Bun-eating frenzies aside, the R&D lab at CTEK is a place of quiet concentration. This is where the computer experts are working out the complex codes and logarithms of the next generation of battery chargers. Although much of this work is top secret by necessity, we are told that the current project is to devise a smart charger that can automatically recognise the type of battery it’s connected to. Although CTEK does produce a charger that can be manually switched between lead-acid and lithium-ion batteries, the goal is to develop a plug-and-play device which can differentiate the two types for itself, and get it to market before CTEK’S rivals. As a company that focuses exclusively on battery charging technology, its ethos is simple: it leads, others follow.
Building a charge
For such a focused company, it might seem odd that CTEK didn’t start out making battery chargers. In the mid1990s, the company’s founder, inventor Bengt Wahlqvist, was approached by a company to build a machine that would assemble each cell in a spiral battery much more tightly than previously possible, along with a side project to develop a device that could charge this sort of battery safely, as the chargers at the time were of the linear type with no voltage control. After Bengt had delivered the commissions, the company that hired him was subject to a takeover, leaving him holding the rights to the technology he had devised.
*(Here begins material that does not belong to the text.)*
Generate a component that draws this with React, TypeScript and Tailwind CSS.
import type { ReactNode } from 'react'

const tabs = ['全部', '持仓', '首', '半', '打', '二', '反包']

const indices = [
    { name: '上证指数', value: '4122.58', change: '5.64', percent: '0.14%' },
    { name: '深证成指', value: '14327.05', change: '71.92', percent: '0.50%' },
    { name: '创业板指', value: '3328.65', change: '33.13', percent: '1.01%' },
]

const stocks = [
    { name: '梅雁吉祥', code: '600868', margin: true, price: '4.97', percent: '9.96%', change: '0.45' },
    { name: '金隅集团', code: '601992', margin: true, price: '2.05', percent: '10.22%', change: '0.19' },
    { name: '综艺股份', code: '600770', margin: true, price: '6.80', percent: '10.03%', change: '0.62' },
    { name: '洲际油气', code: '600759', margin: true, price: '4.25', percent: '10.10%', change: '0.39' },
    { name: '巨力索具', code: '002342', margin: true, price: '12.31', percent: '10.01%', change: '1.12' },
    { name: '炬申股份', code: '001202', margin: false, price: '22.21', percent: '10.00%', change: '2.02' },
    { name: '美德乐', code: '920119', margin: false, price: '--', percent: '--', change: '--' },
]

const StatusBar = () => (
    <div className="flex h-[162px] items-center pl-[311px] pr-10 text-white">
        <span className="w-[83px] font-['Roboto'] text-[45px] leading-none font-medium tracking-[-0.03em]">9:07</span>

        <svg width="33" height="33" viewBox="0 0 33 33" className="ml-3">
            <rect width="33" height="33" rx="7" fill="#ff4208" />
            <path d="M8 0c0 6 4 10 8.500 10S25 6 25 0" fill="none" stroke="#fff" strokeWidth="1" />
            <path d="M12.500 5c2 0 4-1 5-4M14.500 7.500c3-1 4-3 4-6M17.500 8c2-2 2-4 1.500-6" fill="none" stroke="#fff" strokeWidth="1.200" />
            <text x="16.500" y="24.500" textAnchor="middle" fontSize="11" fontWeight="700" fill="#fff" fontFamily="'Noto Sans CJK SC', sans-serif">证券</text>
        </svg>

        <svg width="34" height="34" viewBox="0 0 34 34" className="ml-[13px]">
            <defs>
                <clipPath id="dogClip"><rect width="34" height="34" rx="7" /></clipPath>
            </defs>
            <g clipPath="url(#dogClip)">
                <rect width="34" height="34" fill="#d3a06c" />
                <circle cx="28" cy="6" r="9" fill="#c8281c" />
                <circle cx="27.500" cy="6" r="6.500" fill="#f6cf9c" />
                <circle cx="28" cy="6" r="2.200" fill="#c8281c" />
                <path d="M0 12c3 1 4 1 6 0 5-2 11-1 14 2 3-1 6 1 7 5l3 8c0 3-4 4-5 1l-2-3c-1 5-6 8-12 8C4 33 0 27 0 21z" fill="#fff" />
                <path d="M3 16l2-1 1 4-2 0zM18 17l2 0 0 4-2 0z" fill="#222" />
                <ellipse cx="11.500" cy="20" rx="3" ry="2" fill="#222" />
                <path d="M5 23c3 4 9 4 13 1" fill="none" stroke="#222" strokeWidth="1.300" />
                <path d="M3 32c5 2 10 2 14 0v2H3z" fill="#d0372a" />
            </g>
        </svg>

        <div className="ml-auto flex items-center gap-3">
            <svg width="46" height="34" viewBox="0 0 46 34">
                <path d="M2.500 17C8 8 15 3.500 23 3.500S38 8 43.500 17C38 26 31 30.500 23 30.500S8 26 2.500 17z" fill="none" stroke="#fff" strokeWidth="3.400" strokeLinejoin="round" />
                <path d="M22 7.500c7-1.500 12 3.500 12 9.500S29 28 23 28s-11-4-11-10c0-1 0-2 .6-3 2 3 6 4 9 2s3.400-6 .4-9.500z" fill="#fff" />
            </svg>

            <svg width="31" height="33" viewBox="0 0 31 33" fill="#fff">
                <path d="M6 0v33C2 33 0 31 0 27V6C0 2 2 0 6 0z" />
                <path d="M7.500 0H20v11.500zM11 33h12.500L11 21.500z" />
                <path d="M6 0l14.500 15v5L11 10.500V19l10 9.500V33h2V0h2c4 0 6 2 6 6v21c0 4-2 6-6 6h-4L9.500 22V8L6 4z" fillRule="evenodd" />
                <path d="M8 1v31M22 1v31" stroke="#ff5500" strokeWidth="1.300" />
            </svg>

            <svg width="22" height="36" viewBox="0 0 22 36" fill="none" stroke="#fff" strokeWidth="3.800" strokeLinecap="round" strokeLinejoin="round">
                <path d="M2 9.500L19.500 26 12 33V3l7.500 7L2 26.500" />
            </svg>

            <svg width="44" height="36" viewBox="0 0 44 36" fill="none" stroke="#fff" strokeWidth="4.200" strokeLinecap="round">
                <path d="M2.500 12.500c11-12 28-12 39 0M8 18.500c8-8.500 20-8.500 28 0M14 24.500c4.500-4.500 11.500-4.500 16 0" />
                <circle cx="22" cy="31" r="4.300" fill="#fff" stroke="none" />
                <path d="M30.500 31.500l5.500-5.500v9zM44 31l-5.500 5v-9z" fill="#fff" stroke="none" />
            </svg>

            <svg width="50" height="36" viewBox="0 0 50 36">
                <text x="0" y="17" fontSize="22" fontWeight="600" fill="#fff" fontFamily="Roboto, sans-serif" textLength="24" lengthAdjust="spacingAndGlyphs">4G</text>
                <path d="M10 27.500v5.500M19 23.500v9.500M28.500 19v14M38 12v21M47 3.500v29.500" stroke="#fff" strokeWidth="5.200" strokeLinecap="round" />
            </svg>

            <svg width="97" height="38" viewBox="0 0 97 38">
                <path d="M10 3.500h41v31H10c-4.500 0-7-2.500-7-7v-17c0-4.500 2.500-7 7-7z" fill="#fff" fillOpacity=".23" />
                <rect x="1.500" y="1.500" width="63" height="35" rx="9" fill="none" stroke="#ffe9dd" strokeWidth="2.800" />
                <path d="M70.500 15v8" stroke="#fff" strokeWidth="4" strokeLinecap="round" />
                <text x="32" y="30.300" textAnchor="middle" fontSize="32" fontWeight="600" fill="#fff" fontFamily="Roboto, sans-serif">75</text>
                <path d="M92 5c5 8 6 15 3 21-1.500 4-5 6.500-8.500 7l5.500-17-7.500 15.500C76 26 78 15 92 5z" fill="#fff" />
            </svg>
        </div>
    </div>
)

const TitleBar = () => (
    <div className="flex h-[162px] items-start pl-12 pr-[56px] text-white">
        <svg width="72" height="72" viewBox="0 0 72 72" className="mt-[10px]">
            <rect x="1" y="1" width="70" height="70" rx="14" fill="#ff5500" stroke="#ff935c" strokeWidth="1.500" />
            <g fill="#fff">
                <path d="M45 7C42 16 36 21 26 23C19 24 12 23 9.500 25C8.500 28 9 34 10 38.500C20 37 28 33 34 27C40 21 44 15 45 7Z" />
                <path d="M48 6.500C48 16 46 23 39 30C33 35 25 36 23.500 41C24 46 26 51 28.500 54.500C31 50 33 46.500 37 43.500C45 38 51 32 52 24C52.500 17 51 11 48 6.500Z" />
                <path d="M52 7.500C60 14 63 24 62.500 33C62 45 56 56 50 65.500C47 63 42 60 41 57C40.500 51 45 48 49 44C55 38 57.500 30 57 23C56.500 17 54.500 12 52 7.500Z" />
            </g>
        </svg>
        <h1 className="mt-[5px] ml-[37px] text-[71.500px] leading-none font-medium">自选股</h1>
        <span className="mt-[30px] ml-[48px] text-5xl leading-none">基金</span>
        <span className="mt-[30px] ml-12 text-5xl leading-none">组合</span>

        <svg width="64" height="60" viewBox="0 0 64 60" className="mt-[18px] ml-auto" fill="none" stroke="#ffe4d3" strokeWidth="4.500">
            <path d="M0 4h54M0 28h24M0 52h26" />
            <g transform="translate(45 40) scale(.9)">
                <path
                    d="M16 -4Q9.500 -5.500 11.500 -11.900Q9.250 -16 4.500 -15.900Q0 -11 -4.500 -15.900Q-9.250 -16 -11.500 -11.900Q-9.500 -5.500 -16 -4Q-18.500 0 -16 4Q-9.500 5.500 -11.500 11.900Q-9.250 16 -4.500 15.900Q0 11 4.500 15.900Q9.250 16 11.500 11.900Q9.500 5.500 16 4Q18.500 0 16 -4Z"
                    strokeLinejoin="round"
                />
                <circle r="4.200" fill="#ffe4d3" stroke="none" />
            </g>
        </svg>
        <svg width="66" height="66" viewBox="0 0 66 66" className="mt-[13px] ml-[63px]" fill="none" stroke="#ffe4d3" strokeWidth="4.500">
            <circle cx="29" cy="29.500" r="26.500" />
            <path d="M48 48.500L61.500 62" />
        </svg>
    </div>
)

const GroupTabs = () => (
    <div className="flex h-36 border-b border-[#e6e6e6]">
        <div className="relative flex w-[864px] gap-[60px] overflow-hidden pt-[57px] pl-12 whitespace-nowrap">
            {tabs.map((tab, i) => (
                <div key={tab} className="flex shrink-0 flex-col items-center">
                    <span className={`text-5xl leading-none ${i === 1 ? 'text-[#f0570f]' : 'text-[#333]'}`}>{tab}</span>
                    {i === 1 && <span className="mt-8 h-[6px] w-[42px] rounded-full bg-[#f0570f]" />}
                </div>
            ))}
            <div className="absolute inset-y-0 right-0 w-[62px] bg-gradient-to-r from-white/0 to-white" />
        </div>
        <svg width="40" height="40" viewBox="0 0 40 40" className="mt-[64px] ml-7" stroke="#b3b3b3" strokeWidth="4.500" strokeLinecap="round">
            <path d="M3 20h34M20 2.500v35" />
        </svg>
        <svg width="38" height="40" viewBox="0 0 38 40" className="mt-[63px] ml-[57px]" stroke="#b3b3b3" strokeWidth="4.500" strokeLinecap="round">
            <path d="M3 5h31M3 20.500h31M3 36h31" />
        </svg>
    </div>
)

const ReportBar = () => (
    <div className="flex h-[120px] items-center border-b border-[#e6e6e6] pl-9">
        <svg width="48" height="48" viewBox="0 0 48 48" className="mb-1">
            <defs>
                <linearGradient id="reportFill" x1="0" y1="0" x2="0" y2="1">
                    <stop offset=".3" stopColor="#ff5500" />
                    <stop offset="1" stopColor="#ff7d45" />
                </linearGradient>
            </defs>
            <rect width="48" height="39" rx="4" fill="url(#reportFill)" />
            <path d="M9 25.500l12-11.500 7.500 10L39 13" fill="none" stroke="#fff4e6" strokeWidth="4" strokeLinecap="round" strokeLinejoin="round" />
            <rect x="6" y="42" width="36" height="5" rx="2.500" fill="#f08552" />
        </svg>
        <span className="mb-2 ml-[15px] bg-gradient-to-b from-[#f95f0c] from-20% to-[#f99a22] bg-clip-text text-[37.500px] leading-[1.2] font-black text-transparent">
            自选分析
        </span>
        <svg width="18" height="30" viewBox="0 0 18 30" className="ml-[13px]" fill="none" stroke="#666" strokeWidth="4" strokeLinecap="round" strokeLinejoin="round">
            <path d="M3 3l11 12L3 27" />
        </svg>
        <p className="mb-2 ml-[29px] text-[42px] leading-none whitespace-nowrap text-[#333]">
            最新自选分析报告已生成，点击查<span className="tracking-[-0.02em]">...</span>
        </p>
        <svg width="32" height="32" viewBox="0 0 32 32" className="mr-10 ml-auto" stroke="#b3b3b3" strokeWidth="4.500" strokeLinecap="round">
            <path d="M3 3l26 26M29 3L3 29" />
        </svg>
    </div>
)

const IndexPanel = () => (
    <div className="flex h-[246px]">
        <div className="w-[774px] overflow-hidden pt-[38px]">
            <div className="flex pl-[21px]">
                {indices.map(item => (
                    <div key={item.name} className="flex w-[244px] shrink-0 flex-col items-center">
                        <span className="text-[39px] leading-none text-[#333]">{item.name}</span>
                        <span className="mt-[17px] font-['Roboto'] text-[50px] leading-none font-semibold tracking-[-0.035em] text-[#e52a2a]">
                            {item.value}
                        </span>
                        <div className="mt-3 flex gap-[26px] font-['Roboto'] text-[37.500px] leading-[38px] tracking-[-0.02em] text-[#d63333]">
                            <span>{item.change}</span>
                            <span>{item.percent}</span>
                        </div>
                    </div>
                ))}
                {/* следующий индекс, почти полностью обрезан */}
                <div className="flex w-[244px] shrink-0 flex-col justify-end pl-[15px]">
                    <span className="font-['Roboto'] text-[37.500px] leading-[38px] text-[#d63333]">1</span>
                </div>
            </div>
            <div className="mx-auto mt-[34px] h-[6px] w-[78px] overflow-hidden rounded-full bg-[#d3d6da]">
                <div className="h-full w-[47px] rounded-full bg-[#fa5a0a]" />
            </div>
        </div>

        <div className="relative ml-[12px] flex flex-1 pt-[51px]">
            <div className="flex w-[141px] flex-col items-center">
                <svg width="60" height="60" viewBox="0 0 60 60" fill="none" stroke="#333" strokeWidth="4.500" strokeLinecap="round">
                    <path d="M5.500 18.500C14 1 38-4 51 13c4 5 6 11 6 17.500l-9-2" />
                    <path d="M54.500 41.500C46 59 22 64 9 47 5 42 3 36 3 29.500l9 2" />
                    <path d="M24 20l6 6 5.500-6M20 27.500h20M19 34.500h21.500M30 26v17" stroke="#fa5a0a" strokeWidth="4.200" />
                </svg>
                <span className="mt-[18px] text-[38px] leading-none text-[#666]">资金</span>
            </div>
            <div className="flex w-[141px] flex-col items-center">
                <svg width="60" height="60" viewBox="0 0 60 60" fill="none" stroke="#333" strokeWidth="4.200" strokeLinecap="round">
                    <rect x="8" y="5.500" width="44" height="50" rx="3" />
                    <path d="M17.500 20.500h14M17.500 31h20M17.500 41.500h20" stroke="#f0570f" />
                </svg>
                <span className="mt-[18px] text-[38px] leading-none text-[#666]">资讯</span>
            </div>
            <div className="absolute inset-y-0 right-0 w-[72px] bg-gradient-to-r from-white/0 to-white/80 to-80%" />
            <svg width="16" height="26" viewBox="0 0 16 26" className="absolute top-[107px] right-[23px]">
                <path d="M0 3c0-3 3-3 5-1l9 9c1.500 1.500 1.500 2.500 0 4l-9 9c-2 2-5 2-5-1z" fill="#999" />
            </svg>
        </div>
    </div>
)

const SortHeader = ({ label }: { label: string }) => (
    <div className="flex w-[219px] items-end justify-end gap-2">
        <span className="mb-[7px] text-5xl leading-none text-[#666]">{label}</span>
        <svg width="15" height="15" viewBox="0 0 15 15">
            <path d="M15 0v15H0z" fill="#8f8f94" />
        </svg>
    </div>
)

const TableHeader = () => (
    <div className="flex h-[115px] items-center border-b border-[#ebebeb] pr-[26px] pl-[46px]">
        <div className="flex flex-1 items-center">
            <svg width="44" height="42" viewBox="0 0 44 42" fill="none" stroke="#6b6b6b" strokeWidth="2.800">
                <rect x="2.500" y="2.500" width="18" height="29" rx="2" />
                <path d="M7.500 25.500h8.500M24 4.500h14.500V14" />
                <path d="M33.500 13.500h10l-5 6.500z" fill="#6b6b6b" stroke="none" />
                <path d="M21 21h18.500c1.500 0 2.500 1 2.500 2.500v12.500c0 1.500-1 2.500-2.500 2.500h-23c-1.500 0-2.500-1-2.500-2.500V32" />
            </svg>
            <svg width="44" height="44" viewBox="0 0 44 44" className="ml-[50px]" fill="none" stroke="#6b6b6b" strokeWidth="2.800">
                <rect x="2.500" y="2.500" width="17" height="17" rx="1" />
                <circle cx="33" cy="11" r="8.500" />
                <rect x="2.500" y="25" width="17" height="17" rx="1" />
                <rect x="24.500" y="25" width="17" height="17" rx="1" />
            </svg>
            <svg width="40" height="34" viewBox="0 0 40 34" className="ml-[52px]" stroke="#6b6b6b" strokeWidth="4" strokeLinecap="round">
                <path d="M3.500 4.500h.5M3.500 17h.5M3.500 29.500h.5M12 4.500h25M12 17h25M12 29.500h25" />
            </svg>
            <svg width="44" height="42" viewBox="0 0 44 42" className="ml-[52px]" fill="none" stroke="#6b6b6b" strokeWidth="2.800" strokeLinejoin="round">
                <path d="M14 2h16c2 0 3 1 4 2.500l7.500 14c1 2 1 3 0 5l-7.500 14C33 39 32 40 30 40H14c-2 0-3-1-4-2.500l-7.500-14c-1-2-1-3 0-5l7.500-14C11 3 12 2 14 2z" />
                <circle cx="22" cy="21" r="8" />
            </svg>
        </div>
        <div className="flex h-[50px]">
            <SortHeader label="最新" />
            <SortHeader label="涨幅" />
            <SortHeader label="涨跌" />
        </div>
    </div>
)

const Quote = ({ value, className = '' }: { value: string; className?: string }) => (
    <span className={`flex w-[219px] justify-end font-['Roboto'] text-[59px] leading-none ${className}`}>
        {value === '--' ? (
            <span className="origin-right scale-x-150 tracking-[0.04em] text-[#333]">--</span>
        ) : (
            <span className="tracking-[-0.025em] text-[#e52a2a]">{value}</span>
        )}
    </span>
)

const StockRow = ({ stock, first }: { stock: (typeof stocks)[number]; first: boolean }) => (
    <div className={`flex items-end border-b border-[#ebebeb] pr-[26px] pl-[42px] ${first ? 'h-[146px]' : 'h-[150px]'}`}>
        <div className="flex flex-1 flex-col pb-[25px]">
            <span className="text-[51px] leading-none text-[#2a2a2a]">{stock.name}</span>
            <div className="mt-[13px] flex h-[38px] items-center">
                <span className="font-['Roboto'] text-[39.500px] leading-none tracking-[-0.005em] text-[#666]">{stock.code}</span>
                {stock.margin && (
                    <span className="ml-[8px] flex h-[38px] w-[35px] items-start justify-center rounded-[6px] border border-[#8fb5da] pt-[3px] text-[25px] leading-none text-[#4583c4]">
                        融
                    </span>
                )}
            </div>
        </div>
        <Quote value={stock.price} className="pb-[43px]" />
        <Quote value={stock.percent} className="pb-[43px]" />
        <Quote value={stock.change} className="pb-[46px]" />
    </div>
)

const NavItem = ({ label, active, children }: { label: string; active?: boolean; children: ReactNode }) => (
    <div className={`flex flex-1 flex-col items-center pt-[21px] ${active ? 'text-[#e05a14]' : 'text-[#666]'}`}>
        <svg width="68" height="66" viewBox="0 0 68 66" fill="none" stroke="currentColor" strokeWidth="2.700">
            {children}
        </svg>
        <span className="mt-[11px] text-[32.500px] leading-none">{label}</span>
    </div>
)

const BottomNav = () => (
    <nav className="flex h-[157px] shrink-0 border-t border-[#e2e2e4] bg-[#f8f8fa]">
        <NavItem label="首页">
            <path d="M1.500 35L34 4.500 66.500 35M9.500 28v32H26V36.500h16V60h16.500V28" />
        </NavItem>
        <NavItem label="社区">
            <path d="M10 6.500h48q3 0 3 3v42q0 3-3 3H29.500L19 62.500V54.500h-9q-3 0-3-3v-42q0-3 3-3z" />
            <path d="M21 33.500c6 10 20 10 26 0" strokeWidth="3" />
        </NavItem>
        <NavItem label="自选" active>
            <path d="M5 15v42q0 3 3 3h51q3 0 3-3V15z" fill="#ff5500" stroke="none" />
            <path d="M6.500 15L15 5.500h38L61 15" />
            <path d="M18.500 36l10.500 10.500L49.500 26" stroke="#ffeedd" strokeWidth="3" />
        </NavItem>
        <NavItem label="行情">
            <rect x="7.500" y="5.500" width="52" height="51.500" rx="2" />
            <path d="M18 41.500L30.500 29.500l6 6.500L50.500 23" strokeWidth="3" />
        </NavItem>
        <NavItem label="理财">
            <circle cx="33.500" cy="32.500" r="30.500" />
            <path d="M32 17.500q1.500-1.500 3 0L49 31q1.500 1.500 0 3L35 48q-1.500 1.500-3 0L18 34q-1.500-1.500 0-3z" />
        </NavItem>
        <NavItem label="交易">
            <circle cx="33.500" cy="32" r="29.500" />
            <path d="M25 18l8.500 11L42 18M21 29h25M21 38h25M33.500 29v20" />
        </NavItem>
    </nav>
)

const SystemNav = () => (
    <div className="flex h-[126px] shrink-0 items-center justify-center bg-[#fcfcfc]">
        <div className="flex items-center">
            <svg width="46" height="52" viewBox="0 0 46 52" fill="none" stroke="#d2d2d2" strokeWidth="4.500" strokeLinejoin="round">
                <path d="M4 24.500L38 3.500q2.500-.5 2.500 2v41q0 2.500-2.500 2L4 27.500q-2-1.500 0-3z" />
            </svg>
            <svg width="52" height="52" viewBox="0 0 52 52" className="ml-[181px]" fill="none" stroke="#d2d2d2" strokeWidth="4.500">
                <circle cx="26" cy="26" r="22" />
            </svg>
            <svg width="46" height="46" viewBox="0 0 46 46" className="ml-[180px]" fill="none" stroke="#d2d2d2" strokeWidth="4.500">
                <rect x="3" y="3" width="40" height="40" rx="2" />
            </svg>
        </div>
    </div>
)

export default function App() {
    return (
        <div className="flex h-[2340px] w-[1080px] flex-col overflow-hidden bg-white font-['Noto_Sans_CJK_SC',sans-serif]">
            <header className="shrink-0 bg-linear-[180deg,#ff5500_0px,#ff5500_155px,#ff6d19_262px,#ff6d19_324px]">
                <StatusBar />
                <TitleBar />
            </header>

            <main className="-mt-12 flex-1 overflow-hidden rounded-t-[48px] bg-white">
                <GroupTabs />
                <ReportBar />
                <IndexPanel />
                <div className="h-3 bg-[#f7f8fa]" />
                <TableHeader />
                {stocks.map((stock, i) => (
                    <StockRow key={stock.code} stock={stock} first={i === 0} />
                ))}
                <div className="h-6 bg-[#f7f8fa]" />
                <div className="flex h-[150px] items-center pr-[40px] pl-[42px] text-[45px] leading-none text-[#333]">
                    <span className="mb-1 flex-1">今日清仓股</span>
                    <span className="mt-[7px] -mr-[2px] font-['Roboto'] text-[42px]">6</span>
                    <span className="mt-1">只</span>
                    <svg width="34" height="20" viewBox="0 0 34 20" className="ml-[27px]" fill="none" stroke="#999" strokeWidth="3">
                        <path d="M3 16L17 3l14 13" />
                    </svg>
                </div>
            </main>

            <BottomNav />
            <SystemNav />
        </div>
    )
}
Bengt made the decision to use his prototype design to build a better battery charger and to do so in the bucolic surroundings of Vikmanshyttan. These weren’t quite the arbitrary decisions they might appear. Northern Sweden experiences heavy snowfall and sub-zero temperatures in the winter, so vehicles are often forced into hibernation for weeks at a time. This can play havoc with car batteries, so a device that can maintain a battery efficiently is a necessity rather than a luxury. And if you can build a device that can cope with a Swedish winter, it can cope with just about anything.
Ultimately, Bengt’s foresight was proven sound. In 1999, CTEK had just four employees and sold 1251 battery chargers. By 2014, there were 145 employees and 1,076,441 chargers were sold around the world.
Maintaining a charge
Across town, housed in an old iron foundry, is CTEK’S workshop, testing facility and warehouse. As CTEK sells chargers in more than 70 countries around the world, the devices have to operate in every extreme of temperature. Each model is put through its paces so that it can handle not only Arctic conditions, but also tropical heat and humidity, as well as being stresstested against rough handling and extreme atmospheric pressure. Before entering the lab, we’re cautioned that the test equipment can be harmful to anyone fitted with a pacemaker. None of us has one, but you can see everyone nervously wondering if perhaps this would be a good time to go in search of another cinnamon bun.
It’s quite common for motorists to describe a battery that fails to start a car as being ‘flat’, implying that it has been drained of power. This is seldom the case. A typical 12-volt battery that can only deliver, say, 11 volts is effectively ‘flat’, but it doesn’t mean that it is fully discharged, nor that it is incapable of being recharged. Part of CTEK’S objective is to stop drivers from replacing batteries unnecessarily. Hence why it prefers to use the term ‘battery maintainer’ rather than ‘battery charger’. Rather than using the device as a means of occasionally boosting the power of the battery, it tries to educate owners to leave the device plugged in. The CTEK units can remain connected indefinitely and will regularly check the status of the battery and take action if required. This takes the form of an eight-stage cycle (see right). You can even attach a Bluetooth device that communicates with a mobile and allows you to monitor what the maintainer is doing, sending you alerts if a problem is encountered.
Although CTEK produces a bewildering number of different premium battery maintainers – including 12V and 24V devices for everything from motorcycles and family cars to trucks and other commercial vehicles, professional equipment for garages and workshops, and a range of branded devices for use specifically with highspec vehicles made by Porsche, Ferrari and Mercedes-benz – even a basic model won’t break the bank and can quickly earn back your initial investment.